И вот вышел по этому поводу такой случай. Аккурат в начале лета 1906 года орловский купец Степан Шерапов получил по почте письмецо. Вскрыв конверт, он обнаружил листок бумаги, выдранный из ученической тетрадки в клеточку и покрытый каракулями, извещавшими его степенство о том, что он с этого самого дня обязан жертвовать 300 рублей в месяц на борьбу за установление анархии, матери нового мирового порядка. Там же указывалось, что теперь ему, непременно по первым числам, следовало относить эти деньги на пустырь, что был в конце улицы, и класть их под большой камень-валун, который с незапамятных времён лежал на том пустыре среди зарослей бурьяна. Шевеля губами, купец прочитал подпись: «Чёрный ворон». Как и положено, письмо было иллюстрировано рисунком, изображавшим знамя, на котором красовался череп, под ним скрещённые кинжал и дымящийся револьвер, по верху стяга был пущен лозунг: «Да здравствует анархия».

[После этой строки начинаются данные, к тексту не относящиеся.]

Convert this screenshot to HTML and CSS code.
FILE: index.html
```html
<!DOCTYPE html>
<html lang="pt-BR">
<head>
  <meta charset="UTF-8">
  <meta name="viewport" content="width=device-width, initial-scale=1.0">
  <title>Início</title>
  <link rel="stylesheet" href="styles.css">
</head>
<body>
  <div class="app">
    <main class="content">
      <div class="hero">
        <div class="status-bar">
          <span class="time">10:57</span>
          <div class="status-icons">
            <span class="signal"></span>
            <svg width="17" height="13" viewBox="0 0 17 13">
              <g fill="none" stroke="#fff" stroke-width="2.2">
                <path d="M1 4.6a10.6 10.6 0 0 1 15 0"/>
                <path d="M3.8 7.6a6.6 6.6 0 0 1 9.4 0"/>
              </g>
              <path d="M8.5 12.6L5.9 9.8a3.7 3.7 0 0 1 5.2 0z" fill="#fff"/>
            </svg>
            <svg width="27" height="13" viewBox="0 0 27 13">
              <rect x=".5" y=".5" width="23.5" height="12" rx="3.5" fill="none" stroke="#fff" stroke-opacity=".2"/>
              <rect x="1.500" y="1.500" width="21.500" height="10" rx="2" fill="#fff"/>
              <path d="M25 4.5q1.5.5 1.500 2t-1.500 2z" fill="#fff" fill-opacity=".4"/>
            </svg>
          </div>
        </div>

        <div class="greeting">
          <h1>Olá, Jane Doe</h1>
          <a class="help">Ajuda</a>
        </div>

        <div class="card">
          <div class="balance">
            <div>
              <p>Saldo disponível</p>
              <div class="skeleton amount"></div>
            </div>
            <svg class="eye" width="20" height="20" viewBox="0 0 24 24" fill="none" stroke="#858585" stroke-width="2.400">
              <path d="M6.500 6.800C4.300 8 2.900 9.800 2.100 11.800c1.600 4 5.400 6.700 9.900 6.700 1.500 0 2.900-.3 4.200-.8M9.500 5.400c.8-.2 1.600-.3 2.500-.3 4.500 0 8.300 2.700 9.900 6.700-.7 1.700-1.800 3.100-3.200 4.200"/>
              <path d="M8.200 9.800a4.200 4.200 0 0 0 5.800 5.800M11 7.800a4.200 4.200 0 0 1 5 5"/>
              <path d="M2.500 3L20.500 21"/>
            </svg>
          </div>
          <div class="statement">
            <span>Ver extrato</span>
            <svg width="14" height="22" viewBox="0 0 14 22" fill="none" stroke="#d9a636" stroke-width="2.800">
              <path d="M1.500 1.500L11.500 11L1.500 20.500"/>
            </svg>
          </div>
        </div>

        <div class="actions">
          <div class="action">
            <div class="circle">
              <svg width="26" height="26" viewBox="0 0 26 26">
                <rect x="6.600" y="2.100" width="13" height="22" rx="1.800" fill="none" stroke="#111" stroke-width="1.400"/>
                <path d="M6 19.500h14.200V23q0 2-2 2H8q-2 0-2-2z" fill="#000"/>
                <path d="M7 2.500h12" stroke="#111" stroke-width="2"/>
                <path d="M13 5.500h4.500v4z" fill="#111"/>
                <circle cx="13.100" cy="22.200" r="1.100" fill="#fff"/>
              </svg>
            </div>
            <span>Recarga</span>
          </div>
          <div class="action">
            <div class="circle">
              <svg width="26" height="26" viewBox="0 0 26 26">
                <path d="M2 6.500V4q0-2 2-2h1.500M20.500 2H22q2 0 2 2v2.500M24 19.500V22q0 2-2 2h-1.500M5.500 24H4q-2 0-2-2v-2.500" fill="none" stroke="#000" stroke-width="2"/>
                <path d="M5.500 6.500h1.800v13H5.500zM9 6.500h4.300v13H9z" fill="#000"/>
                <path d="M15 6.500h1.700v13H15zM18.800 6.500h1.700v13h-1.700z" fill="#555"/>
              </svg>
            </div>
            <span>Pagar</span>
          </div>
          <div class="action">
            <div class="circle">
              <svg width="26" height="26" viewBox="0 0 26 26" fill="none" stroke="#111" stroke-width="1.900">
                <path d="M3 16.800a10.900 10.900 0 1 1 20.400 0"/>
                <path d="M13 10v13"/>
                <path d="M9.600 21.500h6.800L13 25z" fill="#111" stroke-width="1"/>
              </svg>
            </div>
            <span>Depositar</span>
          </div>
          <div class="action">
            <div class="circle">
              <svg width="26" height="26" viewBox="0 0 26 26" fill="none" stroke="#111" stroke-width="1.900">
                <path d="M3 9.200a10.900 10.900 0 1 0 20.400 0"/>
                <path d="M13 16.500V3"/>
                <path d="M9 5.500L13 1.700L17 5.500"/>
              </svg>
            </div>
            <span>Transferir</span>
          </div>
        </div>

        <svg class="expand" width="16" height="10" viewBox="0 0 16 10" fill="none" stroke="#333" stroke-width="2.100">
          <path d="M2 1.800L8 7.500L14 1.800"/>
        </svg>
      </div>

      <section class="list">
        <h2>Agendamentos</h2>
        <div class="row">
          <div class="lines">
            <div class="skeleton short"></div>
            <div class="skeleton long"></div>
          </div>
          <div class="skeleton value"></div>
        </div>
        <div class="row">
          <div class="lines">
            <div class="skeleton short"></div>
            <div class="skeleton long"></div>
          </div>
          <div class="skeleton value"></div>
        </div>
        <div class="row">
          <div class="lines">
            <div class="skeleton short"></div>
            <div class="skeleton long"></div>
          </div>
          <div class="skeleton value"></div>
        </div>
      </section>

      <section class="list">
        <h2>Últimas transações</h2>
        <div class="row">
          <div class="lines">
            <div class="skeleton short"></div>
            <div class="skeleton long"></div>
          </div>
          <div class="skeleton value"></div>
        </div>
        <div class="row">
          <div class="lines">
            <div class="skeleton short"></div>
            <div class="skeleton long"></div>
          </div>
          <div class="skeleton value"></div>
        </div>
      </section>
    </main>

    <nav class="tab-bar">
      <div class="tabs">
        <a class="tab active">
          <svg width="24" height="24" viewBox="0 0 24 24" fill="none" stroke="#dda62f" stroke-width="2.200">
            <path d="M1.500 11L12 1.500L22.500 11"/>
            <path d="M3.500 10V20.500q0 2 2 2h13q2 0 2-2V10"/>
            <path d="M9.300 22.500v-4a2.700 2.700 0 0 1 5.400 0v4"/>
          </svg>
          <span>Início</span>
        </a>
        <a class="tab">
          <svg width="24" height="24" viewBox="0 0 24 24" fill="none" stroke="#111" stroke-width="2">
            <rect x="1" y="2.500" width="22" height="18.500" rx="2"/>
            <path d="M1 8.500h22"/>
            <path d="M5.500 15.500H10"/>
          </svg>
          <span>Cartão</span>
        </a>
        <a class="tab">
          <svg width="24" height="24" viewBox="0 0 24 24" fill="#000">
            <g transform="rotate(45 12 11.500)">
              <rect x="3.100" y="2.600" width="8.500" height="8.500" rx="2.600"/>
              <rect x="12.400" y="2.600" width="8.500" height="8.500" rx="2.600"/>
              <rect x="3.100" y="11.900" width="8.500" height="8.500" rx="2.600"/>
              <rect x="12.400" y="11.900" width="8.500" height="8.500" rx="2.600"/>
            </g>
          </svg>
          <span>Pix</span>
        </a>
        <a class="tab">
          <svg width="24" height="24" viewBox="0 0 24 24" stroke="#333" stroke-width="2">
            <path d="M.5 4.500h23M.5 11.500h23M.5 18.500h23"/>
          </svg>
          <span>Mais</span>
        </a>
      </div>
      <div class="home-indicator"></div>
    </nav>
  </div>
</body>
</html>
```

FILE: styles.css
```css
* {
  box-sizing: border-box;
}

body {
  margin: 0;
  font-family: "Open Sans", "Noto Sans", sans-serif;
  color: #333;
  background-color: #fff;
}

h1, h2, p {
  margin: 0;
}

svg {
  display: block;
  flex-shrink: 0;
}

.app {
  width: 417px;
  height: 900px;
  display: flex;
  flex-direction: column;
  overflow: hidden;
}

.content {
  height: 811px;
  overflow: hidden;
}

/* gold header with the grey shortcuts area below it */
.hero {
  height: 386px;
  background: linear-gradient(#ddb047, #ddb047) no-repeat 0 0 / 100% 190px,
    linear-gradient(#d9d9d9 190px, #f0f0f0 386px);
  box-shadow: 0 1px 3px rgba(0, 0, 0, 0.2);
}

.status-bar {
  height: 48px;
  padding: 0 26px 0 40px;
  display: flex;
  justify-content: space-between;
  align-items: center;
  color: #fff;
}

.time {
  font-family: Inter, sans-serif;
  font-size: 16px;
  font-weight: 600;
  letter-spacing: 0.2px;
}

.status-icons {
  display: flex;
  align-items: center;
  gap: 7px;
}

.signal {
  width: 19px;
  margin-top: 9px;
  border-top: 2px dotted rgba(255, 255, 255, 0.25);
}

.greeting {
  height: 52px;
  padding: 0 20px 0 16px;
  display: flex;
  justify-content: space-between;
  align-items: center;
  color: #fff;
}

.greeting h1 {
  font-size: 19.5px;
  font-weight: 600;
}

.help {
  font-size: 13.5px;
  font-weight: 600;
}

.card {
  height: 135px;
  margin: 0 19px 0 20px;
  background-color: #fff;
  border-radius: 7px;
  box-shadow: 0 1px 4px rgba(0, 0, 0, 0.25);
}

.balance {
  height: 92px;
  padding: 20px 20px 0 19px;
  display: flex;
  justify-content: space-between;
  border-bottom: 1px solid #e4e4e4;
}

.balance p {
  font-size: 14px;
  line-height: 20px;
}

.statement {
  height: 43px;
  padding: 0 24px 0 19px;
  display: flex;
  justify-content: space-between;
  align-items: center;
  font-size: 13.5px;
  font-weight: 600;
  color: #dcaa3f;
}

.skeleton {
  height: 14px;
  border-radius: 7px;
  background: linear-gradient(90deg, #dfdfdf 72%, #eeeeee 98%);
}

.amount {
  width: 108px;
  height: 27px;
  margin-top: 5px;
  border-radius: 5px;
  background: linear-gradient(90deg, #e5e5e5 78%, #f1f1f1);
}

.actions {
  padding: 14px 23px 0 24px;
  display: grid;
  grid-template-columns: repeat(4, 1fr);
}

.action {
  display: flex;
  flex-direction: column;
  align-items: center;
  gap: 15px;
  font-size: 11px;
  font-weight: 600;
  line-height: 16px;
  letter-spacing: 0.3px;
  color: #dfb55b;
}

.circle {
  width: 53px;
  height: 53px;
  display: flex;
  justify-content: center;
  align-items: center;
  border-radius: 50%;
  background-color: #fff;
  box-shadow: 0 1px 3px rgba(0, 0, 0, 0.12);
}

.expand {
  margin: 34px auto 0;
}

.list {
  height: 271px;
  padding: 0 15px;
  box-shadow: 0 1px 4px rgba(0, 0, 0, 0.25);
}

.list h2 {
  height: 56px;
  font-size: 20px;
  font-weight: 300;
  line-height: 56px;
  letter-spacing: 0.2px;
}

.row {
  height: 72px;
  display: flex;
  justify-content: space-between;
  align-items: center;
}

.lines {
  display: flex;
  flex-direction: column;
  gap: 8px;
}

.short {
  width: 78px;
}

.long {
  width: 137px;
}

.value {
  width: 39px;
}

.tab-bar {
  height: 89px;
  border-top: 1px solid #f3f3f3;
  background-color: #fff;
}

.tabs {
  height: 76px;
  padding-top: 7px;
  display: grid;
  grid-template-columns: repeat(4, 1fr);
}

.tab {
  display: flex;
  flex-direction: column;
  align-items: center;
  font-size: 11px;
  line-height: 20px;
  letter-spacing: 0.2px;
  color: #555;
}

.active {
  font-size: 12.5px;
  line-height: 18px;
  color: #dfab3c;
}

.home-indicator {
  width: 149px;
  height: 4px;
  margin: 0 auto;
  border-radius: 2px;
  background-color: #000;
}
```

Почесав в бороде, Шерапов вздохнул: «Чёрный ворон» все ж таки требовал деньги не шуточные — трехмесячное жалованье средней руки чиновника с «чистым и непорочным формуляром». Так он вздыхал целую неделю, пока не пришёл срок нести первый взнос на анархию, будь она неладна. Покряхтел купец, на счетах пощёлкал, да и решил: «Отнесу! Дешевле обойдётся. Где по гривеннику на пуд накину, где по полушке на фунт, оно, глядишь, и обойдётся за счёт покупателей. А так лавку спалят или взорвут, да и самого с семейством последнего здоровья, а то и жизни лишат».